What is the difference between hybrid and off-grid inverters?
The key difference is the grid connection. A hybrid inverter is designed to work with the grid as its primary mode and provides battery backup as a secondary feature. An off-grid inverter has no grid connection at all — it creates its own independent electrical system from solar and batteries. Hybrid inverters are more efficient when the grid is available; off-grid inverters are more robust when it is not.
Can I use a three-phase hybrid inverter with a single-phase home?
No. A three-phase inverter distributes power across three phases. In a single-phase home, two of those three phases have no load, creating a severe imbalance that can damage the inverter and violate grid codes. Always match the inverter's phase configuration to your home's electrical supply. If you have single-phase power, buy a single-phase inverter.
How long will batteries last during a blackout?

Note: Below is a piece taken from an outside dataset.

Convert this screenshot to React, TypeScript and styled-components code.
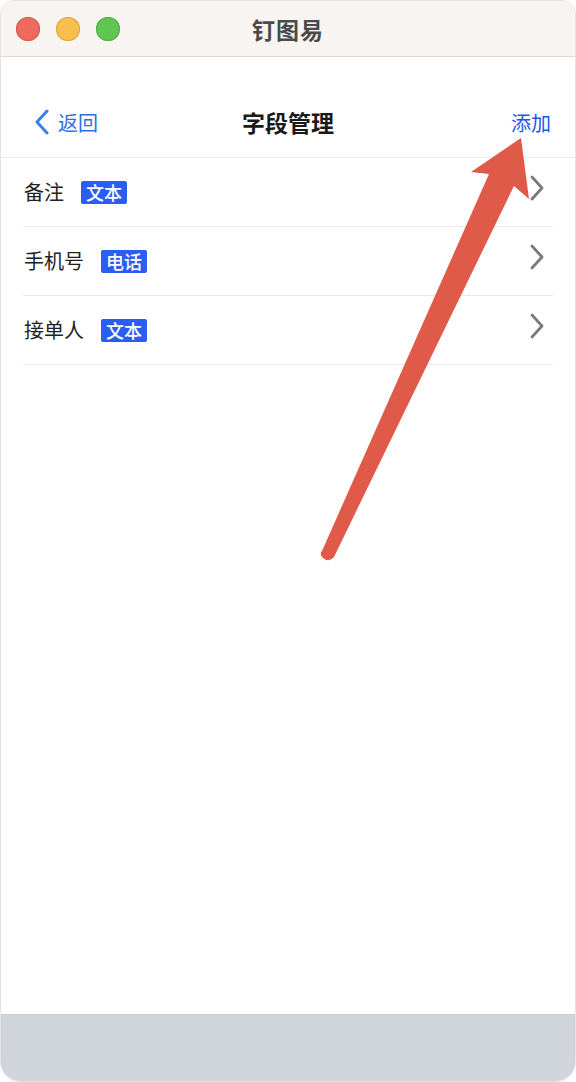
import React from 'react';
import styled, { createGlobalStyle } from 'styled-components';

const GlobalStyle = createGlobalStyle`
    html, body {
        margin: 0;
        padding: 0;
        background: #ffffff;
    }
    body {
        font-family: "Noto Sans CJK SC", "Noto Sans", sans-serif;
    }
`;

const Window = styled.div`
    position: relative;
    width: 576px;
    height: 1082px;
    box-sizing: border-box;
    display: flex;
    flex-direction: column;
    background: #ffffff;
    border: 1px solid #e4e4e4;
    border-radius: 14px 14px 20px 20px;
    overflow: hidden;
`;

const TitleBar = styled.div`
    height: 55px;
    flex-shrink: 0;
    display: flex;
    align-items: center;
    position: relative;
    background: #f8f4f1;
    border-bottom: 1px solid #d9d9d9;
    padding-left: 15px;
    gap: 16px;
`;

const Light = styled.span<{ $fill: string; $edge: string }>`
    width: 24px;
    height: 24px;
    border-radius: 50%;
    background: ${p => p.$fill};
    box-shadow: inset 0 0 0 1px ${p => p.$edge};
`;

const WindowTitle = styled.div`
    position: absolute;
    left: 0;
    right: 0;
    text-align: center;
    font-size: 23px;
    font-weight: 700;
    color: #4a4a4a;
    letter-spacing: 1px;
    pointer-events: none;
`;

const NavBar = styled.div`
    height: 101px;
    flex-shrink: 0;
    box-sizing: border-box;
    padding: 30px 24px 0 33px;
    display: flex;
    align-items: center;
    justify-content: space-between;
    position: relative;
    border-bottom: 1px solid #ededed;
`;

const BackButton = styled.div`
    display: flex;
    align-items: center;
    gap: 8px;
    font-size: 20px;
    color: #2f6fe6;
`;

const NavTitle = styled.div`
    position: absolute;
    left: 0;
    right: 0;
    top: 30px;
    bottom: 0;
    display: flex;
    align-items: center;
    justify-content: center;
    font-size: 23px;
    font-weight: 700;
    color: #1a1a1a;
    pointer-events: none;
`;

const AddButton = styled.div`
    font-size: 20px;
    color: #1d55ee;
`;

const List = styled.div`
    display: flex;
    flex-direction: column;
    padding: 0 22px;
`;

const Row = styled.div`
    height: 68px;
    display: flex;
    align-items: center;
    border-bottom: 1px solid #e8e8e8;
    padding-left: 1px;
    padding-right: 8px;
`;

const Label = styled.span`
    font-size: 20px;
    color: #222222;
    margin-top: -2px;
`;

const Badge = styled.span`
    margin-left: 17px;
    height: 23px;
    padding: 0 5px;
    display: inline-flex;
    align-items: center;
    background: #2a5ef3;
    border-radius: 2px;
    color: #ffffff;
    font-size: 18px;
    font-weight: 500;
    line-height: 1;
`;

const Chevron = styled.svg`
    margin-left: auto;
    margin-top: -8px;
`;

const Filler = styled.div`
    flex: 1;
`;

const BottomBar = styled.div`
    height: 66px;
    flex-shrink: 0;
    background: #d0d4db;
    border-top: 1px solid #c9ccd2;
`;

const ArrowOverlay = styled.svg`
    position: absolute;
    left: 0;
    top: 0;
    pointer-events: none;
`;

const fields = [
    { name: '备注', type: '文本' },
    { name: '手机号', type: '电话' },
    { name: '接单人', type: '文本' },
];

const App = () => {
    return (
        <>
            <GlobalStyle />
            <Window>
                <TitleBar>
                    <Light $fill="#ee6a5f" $edge="#d9574d" />
                    <Light $fill="#f6bf4f" $edge="#dea63b" />
                    <Light $fill="#61c554" $edge="#4fae43" />
                    <WindowTitle>钉图易</WindowTitle>
                </TitleBar>
                <NavBar>
                    <BackButton>
                        <svg width="16" height="26" viewBox="0 0 16 26">
                            <path d="M13 2 L3 13 L13 24" fill="none" stroke="#3a80ee" strokeWidth="3" strokeLinecap="round" strokeLinejoin="round" />
                        </svg>
                        返回
                    </BackButton>
                    <NavTitle>字段管理</NavTitle>
                    <AddButton>添加</AddButton>
                </NavBar>
                <List>
                    {fields.map(f => (
                        <Row key={f.name}>
                            <Label>{f.name}</Label>
                            <Badge>{f.type}</Badge>
                            <Chevron width="16" height="26" viewBox="0 0 16 26">
                                <path d="M3 2 L13 13 L3 24" fill="none" stroke="#7a7a7a" strokeWidth="2.8" strokeLinecap="round" strokeLinejoin="round" />
                            </Chevron>
                        </Row>
                    ))}
                </List>
                <Filler />
                <BottomBar />
                <ArrowOverlay width="576" height="1082" viewBox="0 0 576 1082">
                    <path
                        d="M520 137 L528 198 L513 185 L333 556 Q328 562 322 557 Q318 553 321 550 L488 173 L470 171 Z"
                        fill="#e05a4a"
                    />
                </ArrowOverlay>
            </Window>
        </>
    );
};

export default App;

It depends on your battery capacity and the load you are running. A simple formula: backup hours = battery capacity (Wh) ÷ load (W). For example, a 10 kWh battery powering a 2 kW load (fridge, lights, router, phone charging) lasts about 5 hours. With solar panels generating during the day, a hybrid system can extend backup significantly — potentially indefinitely if daily solar production exceeds daily consumption.
Can I start with on-grid and switch to hybrid later?
You would need to replace the inverter entirely. On-grid and hybrid are fundamentally different hardware — there is no upgrade path from one to the other. The only way to add battery capability to an existing on-grid system is AC-coupling with a separate battery inverter, which is less efficient and more complex than a single hybrid unit. If there is any chance you will want batteries, start with a hybrid inverter.